If I look ahead a few years, the corporate smartphone market will be a very interesting one. If things continue to go the way I think they will, Apple may take a strong chunk of this market, and Microsoft will be overweight in this segment compared to its consumer market share, while Android will continue to suffer a low presence, although there will be some high-profile deployments. And, of course, Research in Motion will continue to lose ground as it progresses on its gradual death spiral. Overshadowing all of this will be implications from the Bring Your Own Device movement, with the lines increasingly being blurred between personal and business mobile use.

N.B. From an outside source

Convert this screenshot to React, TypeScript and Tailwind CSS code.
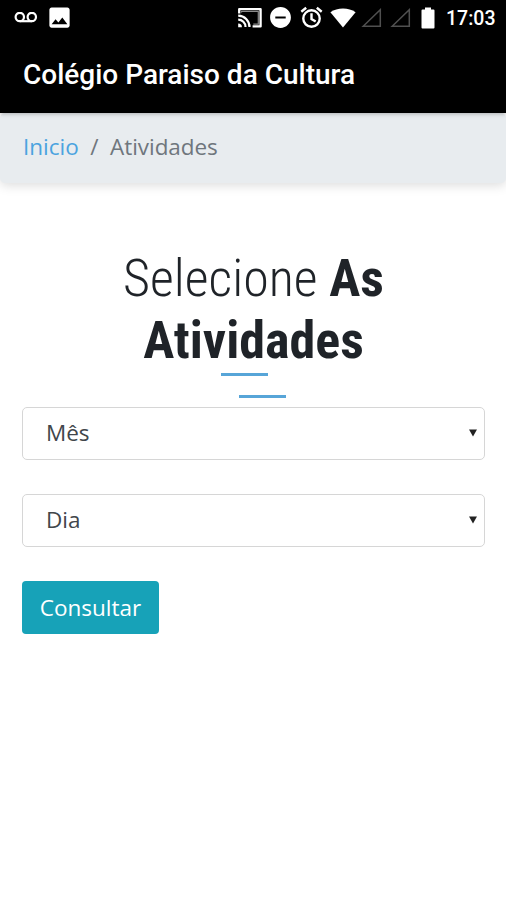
import { MdImage, MdRemoveCircle } from 'react-icons/md';

const FIELDS = [
  { id: 'mes', label: 'Mês' },
  { id: 'dia', label: 'Dia' },
];

function VoicemailIcon() {
  return (
    <svg viewBox="0 0 24 12" className="h-3 w-6 shrink-0" fill="none" stroke="currentColor" strokeWidth="2.2">
      <circle cx="5.8" cy="5" r="4.2" />
      <circle cx="17.8" cy="5" r="4.2" />
      <path d="M5.8 9.2h12" />
    </svg>
  );
}

function CastIcon({ className }: { className: string }) {
  return (
    <svg viewBox="0 0 26 22" className={`h-[22px] w-[26px] shrink-0 ${className}`} fill="none" stroke="currentColor">
      <path d="M2.2 6.500V2.200h21.400v17.200h-8" strokeWidth="2.300" strokeLinejoin="round" />
      <path d="M4.500 5.500V4.500h16.800v12.600h-5" stroke="#8a8a8a" strokeWidth="1.200" />
      <path d="M1.200 12.700a7.300 7.300 0 0 1 7.300 7.300M1.200 8.700a11.300 11.300 0 0 1 11.300 11.300" strokeWidth="2.200" />
      <path d="M1.200 16.500A3.700 3.700 0 0 1 4.900 20.200H1.200z" fill="currentColor" stroke="none" />
    </svg>
  );
}

function AlarmIcon({ className }: { className: string }) {
  return (
    <svg viewBox="0 0 24 24" className={`size-[25px] shrink-0 ${className}`} fill="none" stroke="currentColor" strokeWidth="2.3">
      <circle cx="12" cy="13" r="7.9" />
      <path d="M2.200 6.500 6.900 2.600M21.800 6.500 17.100 2.600M12 8v5.400l4 2.400" />
    </svg>
  );
}

function NoSignal({ className }: { className: string }) {
  return (
    <svg viewBox="0 0 21 20" className={`h-5 w-[21px] shrink-0 ${className}`} fill="none" stroke="#505050" strokeWidth="1.5">
      <path d="M2.200 18.200 19.300 1.700v16.500z" />
    </svg>
  );
}

function StatusBar() {
  return (
    <div className="flex h-9 items-center bg-black pl-[14px] text-white">
      <VoicemailIcon />
      <MdImage className="-mt-px ml-[8px] size-[27px] shrink-0" />
      <CastIcon className="ml-[164px]" />
      <MdRemoveCircle className="-mt-px ml-[5px] size-[25px] shrink-0" />
      <AlarmIcon className="-mt-px ml-[6px]" />
      <svg viewBox="0 0 26 20" className="ml-[6px] h-5 w-[26px] shrink-0" fill="currentColor">
        <path d="M13 19.500.4 4.200C4 1.500 8.300.4 13 .4s9 1.100 12.600 3.800z" />
      </svg>
      <NoSignal className="ml-[5px]" />
      <NoSignal className="ml-[8px]" />
      <svg viewBox="0 0 14 22" className="-mt-px ml-[10px] h-[22px] w-[14px] shrink-0" fill="currentColor">
        <path d="M4 .5h6v2h2.500q1 0 1 1v17q0 1-1 1h-11q-1 0-1-1v-17q0-1 1-1H4z" />
      </svg>
      <span className="ml-[11px] pt-px text-[19.5px] leading-none font-medium">17:03</span>
    </div>
  );
}

function SelectField({ id, label }: { id: string; label: string }) {
  return (
    <button
      id={id}
      type="button"
      className="flex h-[53px] w-full items-center justify-between rounded-[5px] border-[1.5px] border-[#d6d6d6] bg-white pr-[7px] pb-px pl-[23px] text-[#41464b]"
    >
      <span className="text-[22.5px]">{label}</span>
      <svg viewBox="0 0 8 8" className="size-2" fill="#222">
        <path d="M0 .5h8l-4 7z" />
      </svg>
    </button>
  );
}

export default function App() {
  return (
    <div className="h-[900px] w-full overflow-hidden bg-white font-['Open_Sans',sans-serif] font-[370]">
      <header className="relative h-[113px] bg-black font-['Roboto',sans-serif] text-white shadow-[0_1px_4px_rgba(0,0,0,0.25)]">
        <StatusBar />
        <div className="flex h-[77px] items-center pt-px pl-[23px]">
          <h1 className="text-[28px] font-medium">Colégio Paraiso da Cultura</h1>
        </div>
      </header>

      <nav className="flex h-[70px] items-center rounded-[5px] bg-[#e8ecef] pb-[3px] pl-[23px] text-[22.5px] shadow-[0_2px_12px_rgba(0,0,0,0.15)]">
        <a className="text-[#4ba3df]">Inicio</a>
        <span className="px-[11.5px] text-[#6f767d]">/</span>
        <span className="tracking-[-0.05px] text-[#6f767d]">Atividades</span>
      </nav>

      <main className="pt-[65px] pr-[21px] pl-[22px]">
        <h2 className="text-center font-['Roboto_Condensed','Roboto',sans-serif] text-[52px] leading-[62px] font-light text-[#1f2328] [font-stretch:75%]">
          Selecione <b className="font-bold">As</b>
          <br />
          <b className="font-bold">Atividades</b>
        </h2>
        <div className="mx-auto mt-[1px] flex h-[25px] w-[65px] flex-col justify-between">
          <span className="h-[3px] w-[47px] bg-[#57a5d8]" />
          <span className="h-[3px] w-[47px] self-end bg-[#57a5d8]" />
        </div>

        <form className="mt-[9px] flex flex-col items-start gap-[34px]">
          {FIELDS.map((field) => (
            <SelectField key={field.id} {...field} />
          ))}
          <button type="button" className="h-[53px] w-[137px] rounded-[4px] bg-[#17a2b8] text-[22.5px] text-white">
            Consultar
          </button>
        </form>
      </main>
    </div>
  );
}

This isn’t necessarily the way I would have seen things a few years ago. A couple of years ago I would have still placed Apple out in front eventually when it comes to corporate smartphone fleets, with Android second and RIM and Microsoft fighting it out for third place. But it seems — as with most of its businesses — that Google is once again struggling to understand enterprise IT computing. In this context, it’s not really a surprise that Microsoft does.

Image credit: Nokia

6 COMMENTS

  1. I suspect the problem with Android in the Corporate sector is the uncertainty with patents and other weird legal problems (lets not even talk about the Nortel situation) that Samsung had in Australia and have Worldwide. With HTC being stopped by ITC ban at customs in the USA and Motorola looking at being stopped under ITC ban (allegations by Microsoft not Apple on that one) you have uncertainty everywhere.

    I suspect with things like the Samsung Note, and the new Tablets when they come out with Windows 8 plus others like HTC, Huawei, Sony/Ericson also going the Win8 route probably then those manufacturers will make roads into the corporate market. Also we still have 4G for all of them to consider, which leaves Apple definitely out of the equation, unless they have a huge epiphany and actually go dual/ (or even triple) frequency on their newer devices. [is that an oink I here up in the sky???]

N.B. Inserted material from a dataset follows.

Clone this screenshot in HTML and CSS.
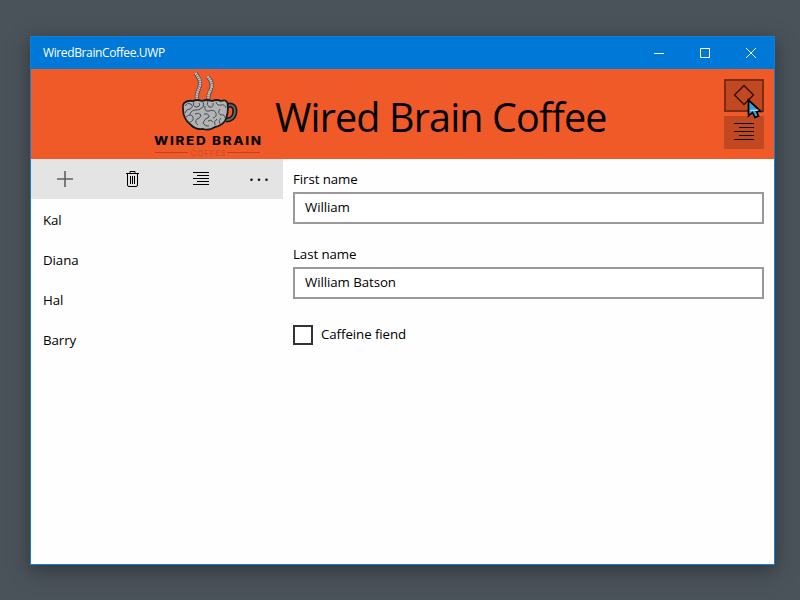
FILE: index.html
```html
<!DOCTYPE html>
<html lang="en">
<head>
<meta charset="utf-8">
<title>WiredBrainCoffee.UWP</title>
<link rel="stylesheet" href="styles.css">
</head>
<body>
<main class="window">
  <div class="titlebar">
    <span class="caption">WiredBrainCoffee.UWP</span>
    <svg class="sys" viewBox="0 0 46 32"><path d="M18 16.5h10"/></svg>
    <svg class="sys" viewBox="0 0 46 32"><path d="M18.5 11.5h9v9h-9z"/></svg>
    <svg class="sys" viewBox="0 0 46 32"><path d="M18 11l10 10M28 11l-10 10"/></svg>
  </div>
  <header class="header">
    <svg class="logo" viewBox="150 69 116 90">
      <g class="steam-edge"><path d="M195.500 73C198 77 201 80 200 85C199 90 196 93 197 99"/><path d="M207.500 76.500C211 80 213 84 211 89C209 93 208 95 208.500 99"/></g>
      <g class="steam"><path d="M195.500 73C198 77 201 80 200 85C199 90 196 93 197 99"/><path d="M207.500 76.500C211 80 213 84 211 89C209 93 208 95 208.500 99"/></g>
      <path class="handle-edge" d="M227 106C233 103 236 108 234.500 114C233.500 118 231 120 226 120"/>
      <path class="handle" d="M227 106C233 103 236 108 234.500 114C233.500 118 231 120 226 120"/>
      <path class="brain" d="M184 103Q188 100 193 101Q197 99 202 101Q207 99 212 101Q217 99 221 101Q226 99 227.500 103Q229 113 225 121Q221 126 215 127Q209 131 203 129Q196 130 191 125Q183 119 183 109Q182.500 105 184 103Z"/>
      <g class="folds">
        <path d="M185 106Q187 102 191 104Q194 107 190 109Q186 109 185 113"/>
        <path d="M194 102Q192 106 196 107Q201 107 199 103M202 101Q205 104 203 107Q199 111 195 110Q190 111 190 115"/>
        <path d="M208 101Q206 105 209 107Q214 108 213 103M216 102Q217 106 221 105Q225 104 226 108"/>
        <path d="M186 117Q191 113 193 117Q194 121 190 122M195 114Q199 112 201 115Q200 119 197 119Q194 122 198 125"/>
        <path d="M205 106Q204 112 209 111Q214 109 216 113Q217 117 213 118"/>
        <path d="M220 109Q217 113 221 115Q225 114 225 118M204 114Q209 113 209 117Q204 119 203 123Q205 127 209 126"/>
        <path d="M217 119Q213 122 215 125M221 118Q218 120 220 124M208 121Q211 119 213 122"/>
      </g>
      <text class="brand" transform="translate(154 145) scale(1.17 1)" textLength="91.500" lengthAdjust="spacing">WIRED BRAIN</text>
      <path class="rule" d="M155 152.500h33M227 152.500h33"/>
      <text class="brand-sub" x="190.500" y="155.500" textLength="35" lengthAdjust="spacing">COFFEE</text>
    </svg>
    <h1 class="title">Wired Brain Coffee</h1>
    <div class="actions">
      <button class="action hovered" aria-label="Theme"><svg viewBox="0 0 36 29"><path class="diamond" d="M18 4.500L27.500 14L18 23.500L8.500 14Z"/></svg></button>
      <button class="action" aria-label="Move"><svg viewBox="0 0 36 29"><path d="M8 5.500h20M13 9.500h15M8 13.500h20M13 17.500h15M8 21.500h20"/></svg></button>
      <svg class="cursor" viewBox="0 0 16 22"><path d="M1.500 2v16L5.500 14.500L8 19.500L11.500 18L9.500 13.500H14Z"/><path class="glint" d="M3 12L12 11.500L10 13H3Z"/></svg>
    </div>
  </header>
  <div class="content">
    <section class="sidebar">
      <div class="commands">
        <svg class="command" viewBox="0 0 68 40"><path class="plus" d="M26 20h16M34 12v16"/></svg>
        <svg class="command" viewBox="0 0 68 40"><path d="M27 14.500h13M31 14v-1.500h5V14M28.500 15v11q0 1.500 1.500 1.500h7q1.500 0 1.500-1.500V15M31.500 17v8M33.500 17v8M35.500 17v8"/></svg>
        <svg class="command" viewBox="0 0 68 40"><path d="M26 13.500h16M30 16.500h12M26 19.500h16M30 22.500h12M26 25.500h16"/></svg>
        <svg class="more" viewBox="0 0 48 40"><circle cx="16.500" cy="20.800" r="1.300"/><circle cx="24" cy="20.800" r="1.300"/><circle cx="31.500" cy="20.800" r="1.300"/></svg>
      </div>
      <ul class="people">
        <li>Kal</li><li>Diana</li><li>Hal</li><li>Barry</li>
      </ul>
    </section>
    <form class="details">
      <label class="field"><span class="label">First name</span><input type="text" value="William"></label>
      <label class="field"><span class="label">Last name</span><input type="text" value="William Batson"></label>
      <label class="check"><span class="box"></span><span class="check-text">Caffeine fiend</span></label>
    </form>
  </div>
</main>
</body>
</html>
```
FILE: styles.css
```css
* { box-sizing: border-box; }
body {
  margin: 0;
  height: 600px;
  padding: 36px 25px 35px 30px;
  overflow: hidden;
  background: #4b535a;
  color: #000;
  font: 13.3px/20px "Open Sans", "Noto Sans", sans-serif;
  letter-spacing: -.08px;
}
.window {
  height: 529px;
  border: 1px solid #0f7fdb;
  background: #fefefe;
  box-shadow: 0 5px 18px rgba(30, 38, 38, .65);
}
.titlebar {
  display: flex;
  height: 32px;
  background: #0078d7;
  color: #fff;
  font-size: 12px;
  line-height: 32px;
}
.caption { flex: 1; padding-left: 12px; letter-spacing: -.38px; }
.sys { width: 46px; height: 32px; fill: none; stroke: #fff; stroke-width: 1; }
.header { display: flex; height: 90px; background: #f05a29; }
.logo { width: 116px; height: 90px; margin-left: 119px; fill: none; }
.steam-edge { stroke: #5a4a45; stroke-width: 4.200; }
.steam { stroke: #c5c3c1; stroke-width: 2.600; stroke-dasharray: 1.700 .5; }
.handle-edge { stroke: #17191b; stroke-width: 5; }
.handle { stroke: #66676a; stroke-width: 1.800; }
.brain { fill: #b1b3b5; stroke: #17191b; stroke-width: 1.800; }
.folds { stroke: #3e4043; stroke-width: .9; }
.brand { fill: #080808; font: 800 11.500px Inter, sans-serif; }
.brand-sub { fill: #c9502b; font: 400 8px Inter, sans-serif; }
.rule { stroke: #a94124; stroke-width: .8; }
.title {
  margin: 0 0 0 9px;
  font-size: 39.500px;
  font-weight: 400;
  line-height: 96px;
  letter-spacing: -.85px;
  white-space: nowrap;
}
.actions {
  position: relative;
  display: flex;
  flex-direction: column;
  gap: 4px;
  margin: 10px 10px 0 auto;
}
.action {
  width: 40px;
  height: 33px;
  padding: 0;
  border: 2px solid transparent;
  background: #c14821;
}
.hovered { border-color: #792d15; }
.action svg { display: block; width: 36px; height: 29px; fill: none; stroke: #080302; }
.diamond { stroke: #2c1008; stroke-width: 1.300; }
.cursor {
  position: absolute;
  left: 23px;
  top: 19px;
  width: 16px;
  height: 22px;
  fill: #399fe0;
  stroke: #000;
  stroke-width: 1.700;
}
.cursor .glint { fill: #bad2e8; stroke: none; }
.content { display: flex; height: 405px; }
.sidebar { width: 252px; }
.commands { display: flex; height: 40px; background: #e4e4e4; }
.command { width: 68px; height: 40px; fill: none; stroke: #000; }
.plus { stroke: #606060; stroke-width: 1.600; }
.more { width: 48px; height: 40px; fill: #111; }
.people { margin: 0; padding: 1px 0 0 12px; list-style: none; }
.people li { height: 40px; line-height: 40px; }
.details { flex: 1; padding: 10px 10px 0; }
.field { display: block; height: 75px; }
.label { display: block; height: 23px; line-height: 21px; }
input {
  display: block;
  width: 100%;
  height: 32px;
  padding: 0 10px 2px;
  border: 2px solid #999;
  border-radius: 0;
  outline: 0;
  background: #fff;
  color: #000;
  font: inherit;
  letter-spacing: inherit;
}
.check { display: flex; gap: 8px; padding-top: 6px; }
.check-text { line-height: 19px; }
.box { width: 20px; height: 20px; border: 2px solid #333; background: #fff; }
```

    I have to ask the question though.. Are they really looking at using Word, Excel or Powerpoint on the Lumia??? I can imagine reading the docs or playing a ppt.. But somehow editing or creating on that little thing makes my mind boggle. And if they are only reading/playing there are many ways to do that on Android.

    • Its actually exceedingly easy to use. It boggles the mind at how pointlessly easy the WP7 platform is – it literally runs rings around iOS. The tiles you see ARE the whole device; theres nothing else to it. iOS is simple yes, but not on this level.

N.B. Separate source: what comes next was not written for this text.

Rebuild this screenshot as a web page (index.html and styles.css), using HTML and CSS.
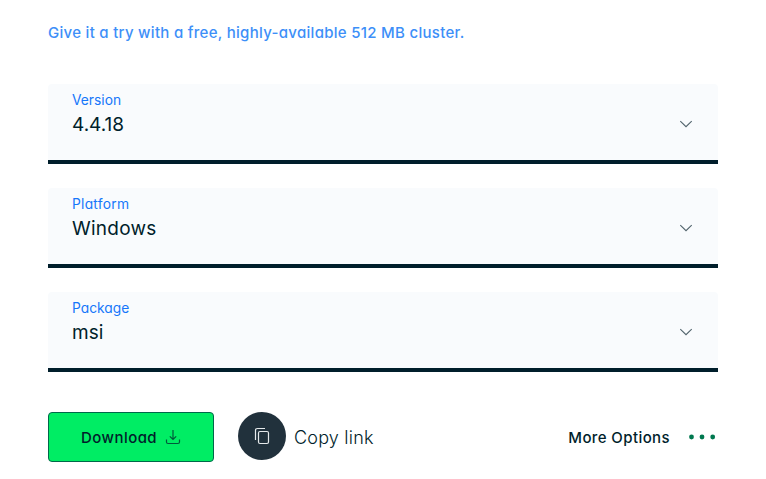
FILE: index.html
```html
<!DOCTYPE html>
<html lang="en">
<head>
<meta charset="utf-8">
<title>Download</title>
<link rel="stylesheet" href="styles.css">
</head>
<body>
<main class="panel">
  <a class="promo">Give it a try with a free, highly-available 512 MB cluster.</a>
  <div class="fields">
    <div class="field">
      <div><div class="label">Version</div><div class="value">4.4.18</div></div>
      <svg class="chevron" width="14" height="8" viewBox="0 0 14 8"><path d="M1.300 1.200L7 6.700l5.700-5.500"/></svg>
    </div>
    <div class="field">
      <div><div class="label wide">Platform</div><div class="value wide">Windows</div></div>
      <svg class="chevron" width="14" height="8" viewBox="0 0 14 8"><path d="M1.300 1.200L7 6.700l5.700-5.500"/></svg>
    </div>
    <div class="field">
      <div><div class="label">Package</div><div class="value">msi</div></div>
      <svg class="chevron" width="14" height="8" viewBox="0 0 14 8"><path d="M1.300 1.200L7 6.700l5.700-5.500"/></svg>
    </div>
  </div>
  <div class="actions">
    <button class="download"><span>Download</span>
      <svg width="16" height="16" viewBox="0 0 16 16"><path d="M8 1v9.500M4.800 7.300L8 10.500l3.200-3.200M1.500 10.500v2.500q0 1.500 1.500 1.500h10q1.500 0 1.500-1.500v-2.500"/></svg>
    </button>
    <button class="copy">
      <i class="disc"><svg width="16" height="18" viewBox="0 0 16 18"><path d="M1.500 13V3.500q0-2 2-2h7.500"/><rect x="4.500" y="4.500" width="10" height="12" rx="1.500"/></svg></i>
      <span>Copy link</span>
    </button>
    <button class="more"><span>More Options</span>
      <svg width="28" height="6" viewBox="0 0 28 6"><circle cx="3.500" cy="3" r="2.400"/><circle cx="14" cy="3" r="2.400"/><circle cx="24.700" cy="3" r="2.400"/></svg>
    </button>
  </div>
</main>
</body>
</html>
```
FILE: styles.css
```css
body {
  margin: 0;
  background: #fff;
  color: #001e2b;
  font-family: Inter, "Open Sans", sans-serif;
  font-feature-settings: "cv11";
}
.panel { padding: 21px 48px 0; }
.promo {
  display: block;
  height: 24px;
  line-height: 24px;
  font-size: 15px;
  letter-spacing: 0.29px;
  font-weight: 500;
  color: #3d8ff8;
  white-space: nowrap;
}
.fields { display: grid; gap: 24px; margin-top: 39px; }
.field {
  box-sizing: border-box;
  height: 80px;
  padding: 6px 25px 0 24px;
  display: flex;
  justify-content: space-between;
  background: #f9fbfd;
  border-bottom: 4px solid #001e2b;
  border-radius: 4px 4px 0 0;
}
.label { height: 20px; line-height: 20px; font-size: 13.8px; color: #1677fa; }
.label.wide { letter-spacing: 0.25px; }
.value { height: 28px; line-height: 30px; font-size: 19px; font-weight: 400; }
.value.wide { letter-spacing: 0.25px; }
.chevron { margin-top: 30px; fill: none; stroke: #51636c; stroke-width: 1.1; }
.actions { display: flex; align-items: center; height: 50px; margin-top: 40px; }
button {
  display: flex;
  align-items: center;
  padding: 0;
  border: 0;
  background: none;
  color: inherit;
  font: inherit;
  font-feature-settings: inherit;
  white-space: nowrap;
}
.download {
  box-sizing: border-box;
  width: 166px;
  height: 50px;
  padding: 0 32px;
  justify-content: space-between;
  background: #00ed64;
  border: 1px solid #00684a;
  border-radius: 4px;
  font-size: 15px;
  letter-spacing: 0.45px;
  font-weight: 500;
}
.download svg { fill: none; stroke: #00593a; stroke-width: 1.2; }
.copy { margin-left: 24px; gap: 8px; font-size: 18px; font-weight: 300; letter-spacing: 0.2px; }
.disc {
  width: 48px;
  height: 48px;
  margin-top: -2px;
  display: grid;
  place-items: center;
  border-radius: 50%;
  background: #21313c;
}
.disc svg { fill: none; stroke: #e5e9eb; stroke-width: 1.2; }
.more { margin-left: auto; gap: 18px; padding-right: 2px; font-size: 15px; font-weight: 500; letter-spacing: 0.4px; }
.more svg { fill: #00784f; }
```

      WP7 has alot of marketshare to gain, it improves every major update. Nokia’s Lumia series is a very good first step. They’re solid, very decent battery life and hell … if you’ve watched the video – the Lumia 900 can hammer nails.

      So far, out of WP7 handsets, Nokia’s had the best swing at it – Samsung a close second.

  2. Once upon a time, people spoke breathlessly about electronic calculators. Now they are a commodity that do not merit a thought. Believe it or not, cell phones are heading that way too. They could still do some things better, but slowly but surely, the excitement is leveling off.

    This article mentions bring your own device. From an enterprise perspective, that is a nightmare. It means one and only one thing, double your support costs, tripple, quaduple, quintipule, depending on how many devices you support.

    If we look at the history of browsers, most enterprises standardized on IE and outlawed everything else, for this precise reason. Apple sells jewelery and penache, but those become hard to justify in a PowerPoint deck when you’re making the case for a multimillion dollar corporate purchase. There is just no upside to stepping away from Microsoft.

    The fact of the matter is, the long-term partner of the Enterprise is Microsoft. When the dust settles, and everyone has stopped paying attention, one day you’ll look around and Windows Phone will have the same place in the enterprise that IE has. Essentially, it will be exclusive.

    • Totally agree.

      iOS has its place as a nice ‘shiny’ for the average joe – but for an efficient business interested in a mix of ease of use and product support, WP7 is unbeatable, even it if its currently lacking apps.

      Our admins complain alot at the consistent use of iOS around the offices, the reps just use whatever – but the general staff are given android handsets. Samsung Galaxy S2 for engineering staff, the rest get HTC One X. The engineering staff obviously get upgraded every new handset launch.

  3. Competitive markets have historically produced better outcomes for consumers … hopefully Microsoft’s resurgence should help offset RIM’s demise – Microsoft’s previous anti-competitive history (in markets they have dominated) only re-enforces the point. From our point of view, we do try to avoid vendor lock-in (and are shy of vendors with a reputation of monopoly abuse). This tends to discourage products from RIM, Apple and Microsoft (the arguments on monopoly abuse vs aggressive capitalism can start getting esoteric at this point).

    Given the above, Android devices tend to be a “less-bad” option from our point of view (assuming functionality, security and management concerns are effectively addressed). The functionality of the competing platforms all appear effective enough, with the debates mostly coming down to aesthetics and personal preferences. The security and management areas have historically been Android’s Achilles heel in regards to enterprise deployments – this area is worth the time researching. The Motorola (and now Google) subsidiary “3LM” provide an example of what can be done – though as previously mentioned Google could certainly be more proactive in this space.

    Anyway, there are some of us doing enterprise Android deployments (initial deployments with HTC hardware, though currently standardising on Motorola).

  4. They’re off their heads!

    Apart from anything else, Windows Phone 8 is going to be a completely new OS at the backend. Although MS have said that all existing WP7 apps will still run, it’s not at all clear how that’s going to work; it might be some kind of an emulation mode. There’s going to be some rewrite pain further down the road to be sure.

    And MS remains tight-lipped on which current WP7-based phones are even going to be upgradeable to WP8.

    Have people learned nothing from Microsoft’s previous excursions into the mobile space? Windows Mobile anyone? MS cut those people off at the knees and didn’t give a shit about it. Think that they care about *you*?